Graph convolutional network combining node similarity association and layer attention for personalized recommendation

Although current graph convolutional network (GCN) has achieved competitive performance in personalized recommendation systems, most of existing GCN based recommendation methods mainly rely on user–item interaction data and the fixed association weights of the nodes at different layers, which greatly limit them to further effectively learn the final embedding representation of nodes when interaction data is scarce. This paper proposes a GCN based recommendation model combining node similarity association and layer attention mechanism (NSAGCN) for predicting user–item interactions in personalized recommendation.
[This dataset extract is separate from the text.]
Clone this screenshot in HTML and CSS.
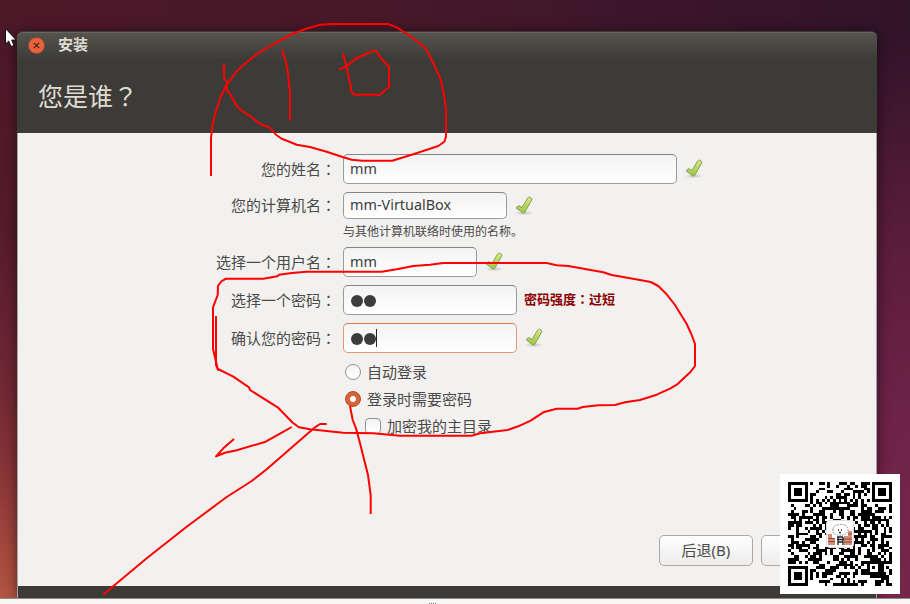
FILE: index.html
```html
<!DOCTYPE html>
<html lang="zh-CN">
<head>
<meta charset="utf-8">
<title>安装</title>
<link rel="stylesheet" href="styles.css">
</head>
<body>
<svg class="defs" width="0" height="0">
  <defs>
    <linearGradient id="leaf" x1="0" y1="0" x2="0" y2="1">
      <stop offset="0" stop-color="#dcea7c"/><stop offset="1" stop-color="#9fc53c"/>
    </linearGradient>
    <radialGradient id="shade"><stop offset="0" stop-color="#000" stop-opacity=".2"/><stop offset="1" stop-color="#000" stop-opacity="0"/></radialGradient>
    <symbol id="tick" viewBox="0 0 20 20">
      <ellipse cx="10" cy="17" rx="9.5" ry="2.4" fill="url(#shade)"/>
      <path d="M2 11.800 4.700 9.500 8 11.600 13.700 1.900Q14.500 .9 15.700 1.300L17.400 2.200Q18.200 2.900 17.700 3.900L10.600 16.600Q9.900 17.400 9 16.900Z" fill="url(#leaf)" stroke="#7ba35c" stroke-width="1" stroke-linejoin="round"/>
    </symbol>
  </defs>
</svg>
<div class="desktop">
  <main class="window">
    <header class="header">
      <div class="titlebar">
        <svg class="close" viewBox="0 0 16 16"><circle cx="8" cy="8" r="7.6"/><path d="M5.5 5.500l5 5M10.500 5.500l-5 5"/></svg>
        <span class="title">安装</span>
      </div>
      <h1>您是谁<span class="mid" lang="zh-TW">？</span></h1>
    </header>
    <form class="form">
      <div class="row"><label>您的姓名<span class="mid" lang="zh-TW">：</span></label><div class="field name">mm</div><svg class="tick"><use href="#tick"/></svg></div>
      <div class="row host-row"><label>您的计算机名<span class="mid" lang="zh-TW">：</span></label><div class="field host">mm-VirtualBox</div><svg class="tick"><use href="#tick"/></svg></div>
      <p class="hint">与其他计算机联络时使用的名称。</p>
      <div class="row"><label>选择一个用户名<span class="mid" lang="zh-TW">：</span></label><div class="field user">mm</div><svg class="tick"><use href="#tick"/></svg></div>
      <div class="row"><label>选择一个密码<span class="mid" lang="zh-TW">：</span></label><div class="field pass"><i class="dot"></i><i class="dot"></i></div><strong class="strength">密码强度<span class="mid" lang="zh-TW">：</span>过短</strong></div>
      <div class="row"><label>确认您的密码<span class="mid" lang="zh-TW">：</span></label><div class="field pass focused"><i class="dot"></i><i class="dot"></i><i class="caret"></i></div><svg class="tick"><use href="#tick"/></svg></div>
      <div class="options">
        <div class="option"><i class="radio"></i>自动登录</div>
        <div class="option"><i class="radio on"></i>登录时需要密码</div>
        <div class="option nested"><i class="check"></i>加密我的主目录</div>
      </div>
      <div class="actions"><div class="button">后退(B)</div><div class="button next"></div></div>
    </form>
    <footer class="base"></footer>
  </main>
</div>
<div class="grip"><i></i><i></i><i></i><i></i></div>

<svg class="pointer" viewBox="0 0 14 22"><path d="M1.500 1.500v15.500l3.200-3 2.300 5.600 3-1.200-2.300-5.400h4.500Z"/></svg>

<svg class="ink" viewBox="0 0 910 604">
  <path d="M211 176V138L213 122 217 108 221 96 226 86 236 72 246 62.7 259 52.5 275 43.3 292 34 306 28.7 320 24.7 332 24H388.3L397.3 27.7 410 36 425.3 47.7 434 64.3 440.7 79.3 444.3 96.7 446 110V136.7L444.3 141.7 438.3 146 413.3 154.3 392.3 160.7H362.3L351.7 159.7 341.7 156.7 326.7 151.7 310 147 296.7 144.7 290 142 281.7 138.7 276 134.7 269.3 127.3 260 124 250 116 241.7 110.7 236.7 105.7 231.7 96.7 227.3 90.7 226.7 81.7 224 78V63.3"/>
  <path d="M282.3 50 283.3 54.3 285.7 61 288 73.3 289 85 290 91.7V120.7"/>
  <path d="M343 53.3 345.7 63.3 347.7 71.7 349 80 351 86V91L354 94.7H380L389 86.7V66.7L382.3 60 376 50.7H373.3L355 59 348.3 65 339 69.7"/>
  <path d="M216 316V365L218 370 213 349V307.3L217.7 295 218 286 221 281.7 226 278.7H263.3L277.3 276.3 279 274.7 291.7 273 306.7 271.7H381.7L396.7 269.3 413.3 266 430 264.7 443.3 263H546.7L556.7 265.3 568.3 266 603.3 272.3 611.7 275 640 280 650.7 282 658.3 286 666.7 294.3 675 305 686.7 324 691.7 335 695 344V366L690.7 371.7 677.3 384.3 670 388.7 656.7 394.7 640 400 625 402.3 615 405 598.3 405.3 582.7 407 577.7 408.7H556.7L543.3 412.3 530.7 420.7 518.3 426.3 507.7 430 480 433.3 471.7 435.7H400L373.3 433.3 343 432.7 310 429.3 299 427.3 292.7 422.7 277.7 407.3 250 390 249 387.3 233.3 376.7 218 369"/>
  <path d="M291.7 427 280 433.7 265.7 441.7 236.7 450.3 225 452.7 216 456.3 223.3 448.3 234 439"/>
  <path d="M326.7 424H320L315 427.3 298.3 441.7 266.7 469.3 251.7 481 226.7 497 186.7 526.7 146.7 558.3 103 594.7"/>
  <path d="M350 406 352.7 420 356 428.3 360 443.3 368 475 370.7 495V514"/>
</svg>

<aside class="qr">
  <svg id="code" viewBox="0 0 37 37" shape-rendering="crispEdges"></svg>
  <svg class="badge" viewBox="0 0 28 28">
    <rect x=".5" y=".5" width="27" height="27" rx="3" fill="#fff" stroke="#ddd"/>
    <path d="M2 18h7v7H2zM2 14h4v4H2zM18 16h8v9h-8zM22 11h4v5h-4z" fill="#d98d74"/>
    <path d="M2 18.500h7M2 21.500h7M18 19h8M18 22h8M22 14h4" stroke="#6e3b2e" stroke-width=".8"/>
    <path d="M7 10q0-5 7-5.500 8 0 8 5 0 4-5 5.500h-6q-4-1-4-5" fill="#fff" stroke="#777" stroke-width=".9" stroke-dasharray="1.500 1"/>
    <path d="M12 10h1M15 10h1M13 12.500h2M11 17h6M11 19.500h7M12 22h5M12 17v8M17 17v8" fill="none" stroke="#272020" stroke-width="1.300"/>
  </svg>
</aside>
<script src="code.js"></script>
</body>
</html>
```
FILE: styles.css
```css
* { box-sizing: border-box; }
body { margin: 0; width: 910px; height: 604px; overflow: hidden; position: relative; background: #f7f6f5; font-family: "Noto Sans", "Noto Sans CJK SC", sans-serif; font-size: 15px; color: #4a4a48; }
.defs { position: absolute; }
.mid { font-family: "Noto Sans CJK TC", sans-serif; }
.desktop { height: 599px; padding: 31px 33px 0 17px; overflow: hidden; border-bottom: 1px solid #8d8b89;
  background:
    linear-gradient(#31132a, #591c3c 200px, #70234a 400px, #76264a) right 0 top 31px / 50px 100% no-repeat,
    linear-gradient(#4c1829, #561b2c 200px, #742a35 370px, #8c3738 450px, #b55541 567px) 0 31px / 30px 100% no-repeat,
    linear-gradient(90deg, #4d1929, #451829 50%, #31132a); }
.window { height: 567px; display: flex; flex-direction: column; border-radius: 6px 6px 0 0; box-shadow: 0 2px 14px #0008; }
.header { height: 102px; background: linear-gradient(#55544e, #3c3b37 28px); border-top: 1px solid #3a3935; box-shadow: inset 0 1px #686760; color: #dfdbd2; border-radius: 6px 6px 0 0; }
.titlebar { height: 27px; display: flex; align-items: center; padding-left: 11px; gap: 13px; }
.close { width: 17px; height: 17px; }
.close circle { fill: #e9633a; stroke: #91442c; stroke-width: .7; }
.close path { stroke: #4a2418; stroke-width: 1.2; fill: none; }
.title { font-size: 15px; font-weight: 700; line-height: 25px; padding-bottom: 2px; }
h1 { margin: 18px 0 0 21px; font-size: 25px; line-height: 36px; font-weight: 400; }
.form { flex: 1; padding-top: 21px; display: flex; flex-direction: column; background: #f2f1f0; border: 1px solid #aaa29f; border-width: 0 1px; }
.row { height: 30px; margin-bottom: 8px; display: flex; align-items: center; }
.host-row { height: 27px; margin-bottom: 4px; }
.row label { width: 318px; margin-right: 7px; text-align: right; white-space: nowrap; line-height: 24px; }
.host-row label { padding-bottom: 1px; }
.field { height: 100%; border: 1px solid #999b9a; border-top-color: #858787; border-radius: 5px; background: linear-gradient(#f3f3f3, #fff); padding: 0 6px 1px; display: flex; align-items: center; color: #3c3c3c; font-size: 14.4px; line-height: 20px; }
.name { width: 334px; }
.host { width: 164px; }
.user { width: 134px; }
.pass { width: 174px; padding: 1px 7px 0; }
.focused { border-color: #e59578; border-top-color: #dd7c59; }
.dot { width: 12px; height: 12px; margin-right: 1px; border-radius: 50%; background: #3c3c3c; }
.caret { width: 1px; height: 18px; margin: -2px 0 0 -1px; background: #222; }
.tick { width: 20px; height: 20px; margin-left: 7px; }
.strength { margin-left: 7px; font-size: 13px; line-height: 20px; color: #8b0000; padding-bottom: 2px; }
.hint { margin: 0 0 6px 325px; font-size: 12px; line-height: 18px; }
.options { margin-top: -3px; padding-left: 327px; display: flex; flex-direction: column; }
.option { height: 27px; display: flex; align-items: center; gap: 6px; line-height: 24px; }
.nested { padding-left: 20px; }
.radio, .check { width: 16px; height: 16px; border: 1px solid #949493; border-radius: 50%; background: linear-gradient(#f3f3f3, #fff); }
.on { border-color: #a64d2c; background: radial-gradient(circle, #fff 2.5px, #d76438 3.5px); }
.check { border-radius: 4px; }
.actions { margin: auto 0 20px 641px; display: flex; gap: 8px; }
.button { width: 94px; height: 31px; border: 1px solid #aaa9a7; border-radius: 5px; background: linear-gradient(#fdfdfd, #eeedec); text-align: center; line-height: 29px; }
.base { height: 12px; background: #3c3b37; border: 1px solid #aaa29f; border-width: 0 1px; }
.grip { height: 5px; display: flex; gap: 1px; justify-content: center; padding: 4px 45px 0 0; }
.grip i { width: 1px; height: 1px; background: #777; }
.pointer { position: absolute; left: 4px; top: 27px; width: 14px; height: 22px; fill: #fff; stroke: #111; stroke-width: 1; }
.ink { position: absolute; inset: 0; width: 910px; height: 604px; fill: none; stroke: #f00; stroke-width: 2; stroke-linejoin: round; }
.qr { position: absolute; left: 780px; top: 474px; width: 120px; height: 120px; padding: 8px; background: #fff; }
.qr > #code { display: block; width: 104px; height: 104px; }
.badge { position: absolute; left: 46px; top: 46px; width: 28px; height: 28px; }
```
FILE: code.js
```js
const size = 37;
const svg = document.getElementById("code");
let seed = 7919;
let d = "";
const random = () => (seed = (seed * 16807) % 2147483647) / 2147483647;
const ring = (x, y, cx, cy) => Math.max(Math.abs(x - cx), Math.abs(y - cy));
for (let y = 0; y < size; y++) {
  for (let x = 0; x < size; x++) {
    let dark = random() < 0.5;
    if (x === 6 || y === 6) dark = (x + y) % 2 === 0;
    if (ring(x, y, 30, 30) <= 2) dark = ring(x, y, 30, 30) !== 1;
    for (const [cx, cy] of [[3, 3], [33, 3], [3, 33]]) {
      const r = ring(x, y, cx, cy);
      if (r <= 4) dark = r !== 2 && r !== 4;
    }
    if (dark) d += `M${x} ${y}h1v1h-1z`;
  }
}
const path = document.createElementNS("http://www.w3.org/2000/svg", "path");
path.setAttribute("d", d);
svg.append(path);
```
The proposed NSAGCN model integrates the similarity associations of the same type nodes into a heterogeneous network based on the bipartite graph of user–item interaction to enrich semantic information of the original sparse interaction graph and more effectively learn the node embedding features. In addition, a layer attention strategy is used to aggregate the embeddings from different graph convolutional layers with various association weights according to the proximity to the target nodes. Extensive experiments on three public benchmark datasets (ML-100K, ML-1M, and Book-Crossing) show that the proposed NSAGCN model outperforms state-of-the-art models by an average improvement of 8.58%, 6.91%, and 6.33% in Recall, Precision, and Normalized Discounted Cumulative Gain (NDCG), respectively.